AIDE D'OTTAWA RÉCLAMÉE

Au fil des ans, l'organisation a demandé aux élus de « mieux protéger les retraités des entreprises qui font faillite ». L'an dernier, une lettre a notamment été transmise au ministre de l'Innovation, des Sciences et du Développement économique, Navdeep Bains, pour l'informer des « effets de la liquidation des actifs de Sears sur ses retraités ». La SCRG dit ne pas avoir reçu de réponse.

Les retraités déplorent que les actifs de Sears, surtout des baux, aient été vendus pour « financer les pertes d'exploitation » et verser d'importants dividendes aux actionnaires, principalement à Edward Lampert, propriétaire du fonds américain ESL. « La liquidation des actifs et le paiement de trois milliards et demi de dollars aux actionnaires [depuis 10 ans] ont laissé Sears Canada pratiquement insolvable », mentionne la missive.

ESL Investments possède 23,07 % des actions de Sears Canada et Edward Lampert, 22,24 %, selon les plus récentes données de Thomson Reuters.
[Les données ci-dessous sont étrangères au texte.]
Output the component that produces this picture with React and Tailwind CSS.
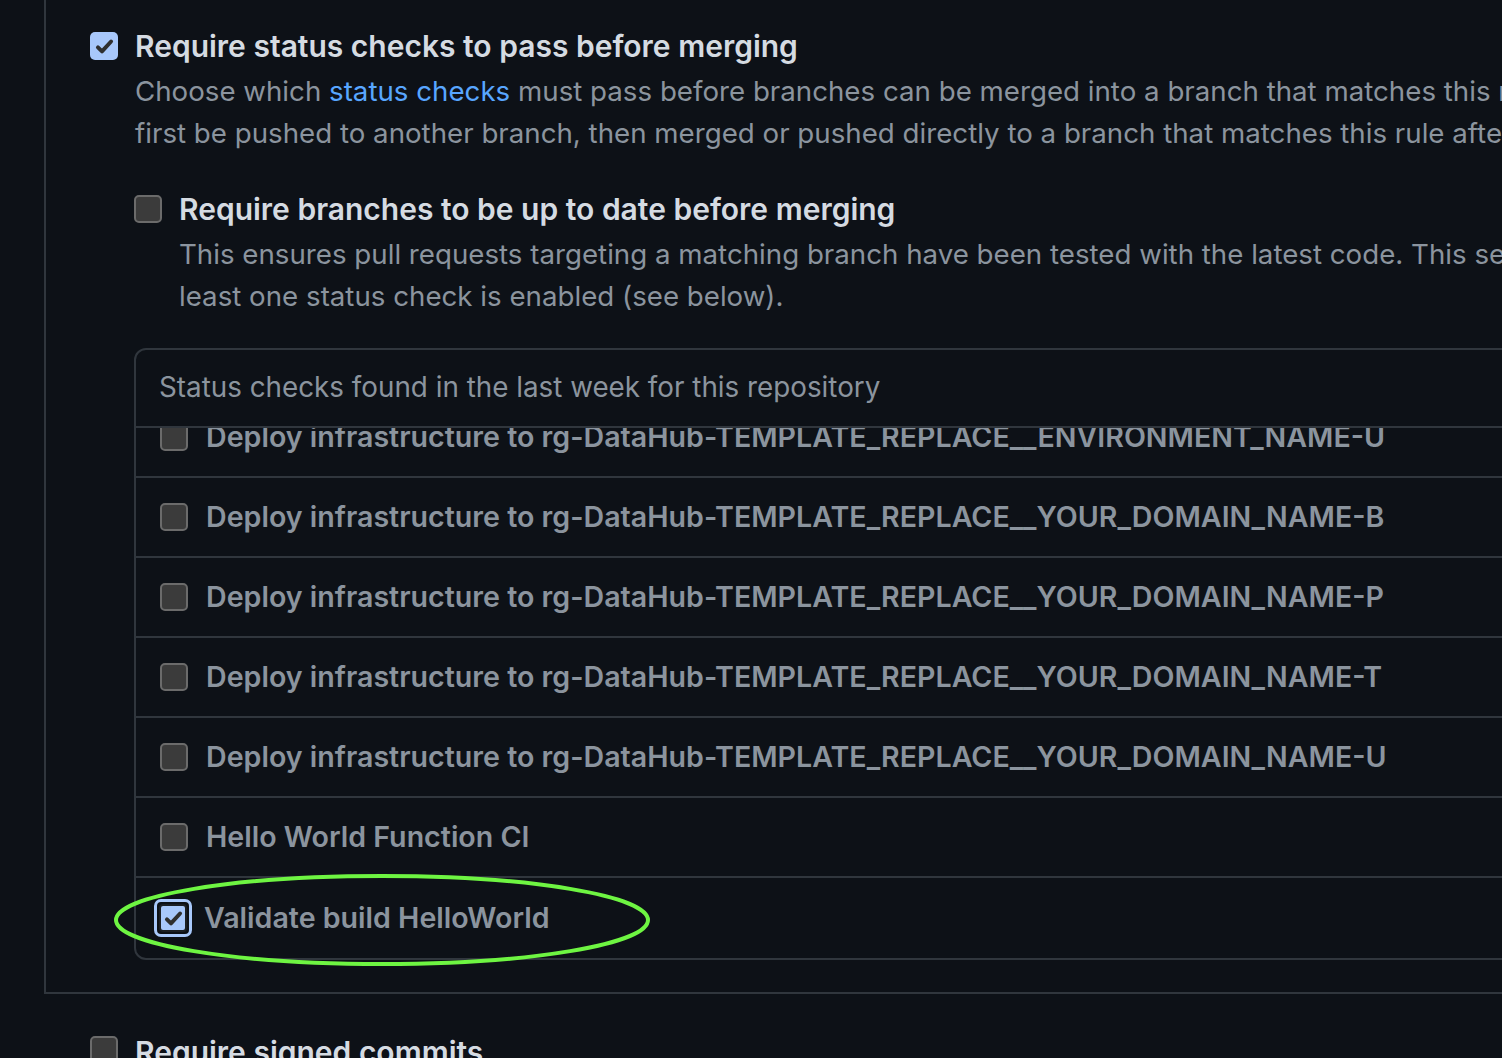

Dans une lettre qu'il a personnellement envoyée l'an dernier au ministre Bains, Jacques Famery rappelle que les retraités de Sears, comme les autres créanciers non garantis, seront « laissés sur le carreau », advenant la faillite du détaillant. « Les Canadiens méritent une protection contre cette tendance croissante de la liquidation des actifs », écrit-il, implorant Ottawa de protéger les retraités canadiens contre « les profiteurs sans scrupules des fonds spéculatifs américains ».

ESL Investments n'a pas rappelé La Presse vendredi.